Which lines hold the word "screenshot"? Copy each of them.
>> start EXTRACTED MATERIAL
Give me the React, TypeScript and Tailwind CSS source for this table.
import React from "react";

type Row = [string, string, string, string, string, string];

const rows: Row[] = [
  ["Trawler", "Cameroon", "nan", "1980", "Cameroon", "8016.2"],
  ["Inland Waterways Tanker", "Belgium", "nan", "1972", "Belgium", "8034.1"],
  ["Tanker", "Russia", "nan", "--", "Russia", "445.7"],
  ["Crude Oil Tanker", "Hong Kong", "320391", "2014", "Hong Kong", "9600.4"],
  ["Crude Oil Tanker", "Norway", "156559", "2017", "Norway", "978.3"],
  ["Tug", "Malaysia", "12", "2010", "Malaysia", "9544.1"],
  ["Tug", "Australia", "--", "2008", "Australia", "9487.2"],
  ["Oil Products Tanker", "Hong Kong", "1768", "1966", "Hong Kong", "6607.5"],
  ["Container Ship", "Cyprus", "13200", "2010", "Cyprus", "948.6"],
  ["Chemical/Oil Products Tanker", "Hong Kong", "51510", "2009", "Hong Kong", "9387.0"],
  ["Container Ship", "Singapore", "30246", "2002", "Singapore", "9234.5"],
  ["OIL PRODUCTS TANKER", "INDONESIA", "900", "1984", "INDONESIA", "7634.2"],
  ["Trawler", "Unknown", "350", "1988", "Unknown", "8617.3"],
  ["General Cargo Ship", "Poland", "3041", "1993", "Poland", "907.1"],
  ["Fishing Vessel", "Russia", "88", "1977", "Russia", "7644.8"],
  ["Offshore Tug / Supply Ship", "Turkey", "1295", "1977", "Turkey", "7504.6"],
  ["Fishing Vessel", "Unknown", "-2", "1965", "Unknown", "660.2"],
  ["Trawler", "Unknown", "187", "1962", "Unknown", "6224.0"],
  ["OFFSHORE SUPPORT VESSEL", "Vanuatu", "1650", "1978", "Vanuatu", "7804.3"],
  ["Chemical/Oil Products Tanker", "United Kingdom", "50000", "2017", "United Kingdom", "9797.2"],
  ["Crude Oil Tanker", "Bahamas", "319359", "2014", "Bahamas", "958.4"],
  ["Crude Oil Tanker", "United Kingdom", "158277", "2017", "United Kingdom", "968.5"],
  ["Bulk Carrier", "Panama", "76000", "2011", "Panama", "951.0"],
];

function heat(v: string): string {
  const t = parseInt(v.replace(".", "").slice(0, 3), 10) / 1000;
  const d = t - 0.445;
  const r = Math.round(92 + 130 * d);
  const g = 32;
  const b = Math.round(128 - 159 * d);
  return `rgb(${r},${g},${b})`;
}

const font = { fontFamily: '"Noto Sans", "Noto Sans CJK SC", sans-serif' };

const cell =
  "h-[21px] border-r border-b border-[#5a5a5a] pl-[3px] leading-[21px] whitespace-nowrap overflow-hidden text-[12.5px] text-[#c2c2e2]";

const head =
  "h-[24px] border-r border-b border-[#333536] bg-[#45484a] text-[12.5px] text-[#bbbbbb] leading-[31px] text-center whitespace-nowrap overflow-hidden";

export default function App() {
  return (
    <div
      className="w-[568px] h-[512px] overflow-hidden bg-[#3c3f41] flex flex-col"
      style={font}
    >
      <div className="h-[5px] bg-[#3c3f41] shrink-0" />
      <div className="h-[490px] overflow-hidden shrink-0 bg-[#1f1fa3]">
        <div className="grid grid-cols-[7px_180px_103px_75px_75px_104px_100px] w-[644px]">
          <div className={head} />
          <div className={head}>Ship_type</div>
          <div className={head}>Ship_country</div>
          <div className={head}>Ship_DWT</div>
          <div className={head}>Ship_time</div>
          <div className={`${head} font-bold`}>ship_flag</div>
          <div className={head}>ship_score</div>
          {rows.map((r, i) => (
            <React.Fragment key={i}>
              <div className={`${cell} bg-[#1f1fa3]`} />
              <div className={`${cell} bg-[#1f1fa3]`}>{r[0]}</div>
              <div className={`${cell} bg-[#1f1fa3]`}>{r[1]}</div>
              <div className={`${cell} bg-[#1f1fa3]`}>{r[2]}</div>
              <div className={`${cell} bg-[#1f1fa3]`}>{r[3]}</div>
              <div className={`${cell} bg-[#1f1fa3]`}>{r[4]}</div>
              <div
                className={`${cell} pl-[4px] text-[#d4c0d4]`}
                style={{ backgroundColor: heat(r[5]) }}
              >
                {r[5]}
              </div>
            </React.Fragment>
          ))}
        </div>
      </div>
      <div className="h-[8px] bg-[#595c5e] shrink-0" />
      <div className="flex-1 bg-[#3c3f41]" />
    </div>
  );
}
>> end EXTRACTED MATERIAL
>> start EXTRACTED MATERIAL
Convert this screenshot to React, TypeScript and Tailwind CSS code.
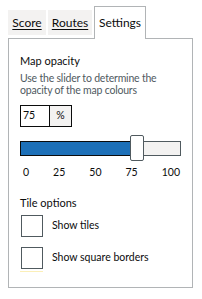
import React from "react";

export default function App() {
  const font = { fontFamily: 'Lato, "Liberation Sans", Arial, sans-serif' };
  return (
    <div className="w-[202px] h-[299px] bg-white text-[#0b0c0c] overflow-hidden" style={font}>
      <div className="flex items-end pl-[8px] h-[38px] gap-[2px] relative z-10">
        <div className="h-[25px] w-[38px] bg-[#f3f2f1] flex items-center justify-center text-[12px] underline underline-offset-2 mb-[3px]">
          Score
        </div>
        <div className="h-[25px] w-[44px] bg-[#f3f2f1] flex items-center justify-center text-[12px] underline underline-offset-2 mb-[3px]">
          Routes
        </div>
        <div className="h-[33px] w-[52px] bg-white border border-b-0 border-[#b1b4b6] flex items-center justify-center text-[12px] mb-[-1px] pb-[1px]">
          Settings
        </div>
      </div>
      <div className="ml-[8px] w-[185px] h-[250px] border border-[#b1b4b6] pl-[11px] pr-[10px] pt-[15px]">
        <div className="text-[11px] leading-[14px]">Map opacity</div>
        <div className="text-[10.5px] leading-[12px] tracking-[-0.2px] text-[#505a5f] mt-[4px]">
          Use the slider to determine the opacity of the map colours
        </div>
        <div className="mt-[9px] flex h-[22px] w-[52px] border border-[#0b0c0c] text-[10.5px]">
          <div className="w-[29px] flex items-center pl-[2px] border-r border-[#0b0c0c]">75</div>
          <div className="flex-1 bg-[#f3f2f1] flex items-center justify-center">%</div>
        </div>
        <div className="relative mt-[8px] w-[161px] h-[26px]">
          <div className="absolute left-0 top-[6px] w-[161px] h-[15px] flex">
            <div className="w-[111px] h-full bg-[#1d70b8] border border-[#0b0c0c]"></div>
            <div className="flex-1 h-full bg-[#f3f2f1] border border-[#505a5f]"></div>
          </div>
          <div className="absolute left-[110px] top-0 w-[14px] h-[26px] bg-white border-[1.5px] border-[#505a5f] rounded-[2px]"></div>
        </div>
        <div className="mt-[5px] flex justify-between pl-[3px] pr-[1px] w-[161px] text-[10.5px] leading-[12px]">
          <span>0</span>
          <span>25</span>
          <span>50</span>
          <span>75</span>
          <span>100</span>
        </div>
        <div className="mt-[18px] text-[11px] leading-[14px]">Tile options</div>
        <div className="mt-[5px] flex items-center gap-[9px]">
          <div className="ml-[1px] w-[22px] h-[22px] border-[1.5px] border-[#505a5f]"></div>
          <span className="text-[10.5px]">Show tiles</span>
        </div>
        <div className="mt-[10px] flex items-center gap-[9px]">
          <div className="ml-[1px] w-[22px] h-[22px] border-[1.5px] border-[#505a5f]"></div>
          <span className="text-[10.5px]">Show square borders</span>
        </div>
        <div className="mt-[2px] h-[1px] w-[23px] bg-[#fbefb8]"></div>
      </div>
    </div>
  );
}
>> end EXTRACTED MATERIAL
>> start EXTRACTED MATERIAL
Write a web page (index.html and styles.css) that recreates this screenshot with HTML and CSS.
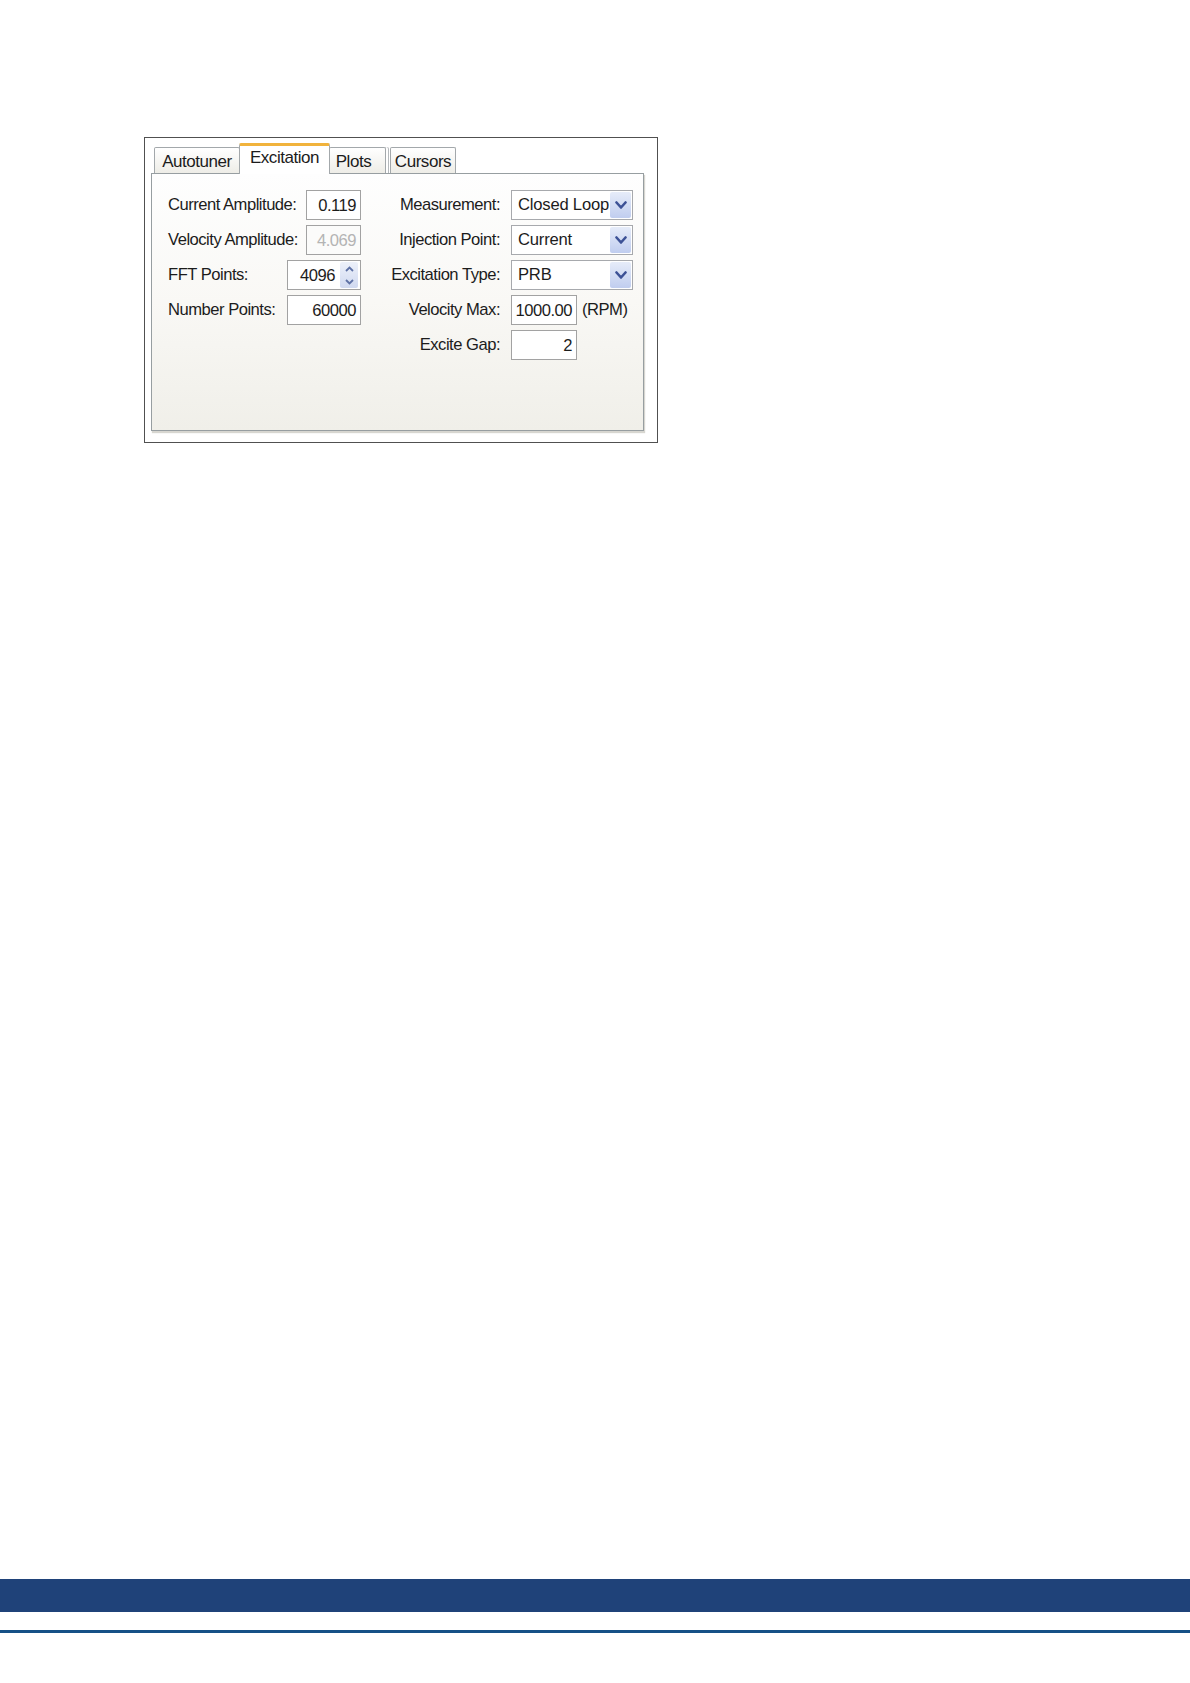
>> end EXTRACTED MATERIAL
COMPLETE OUTPUT:
Convert this screenshot to React, TypeScript and Tailwind CSS code.
Write a web page (index.html and styles.css) that recreates this screenshot with HTML and CSS.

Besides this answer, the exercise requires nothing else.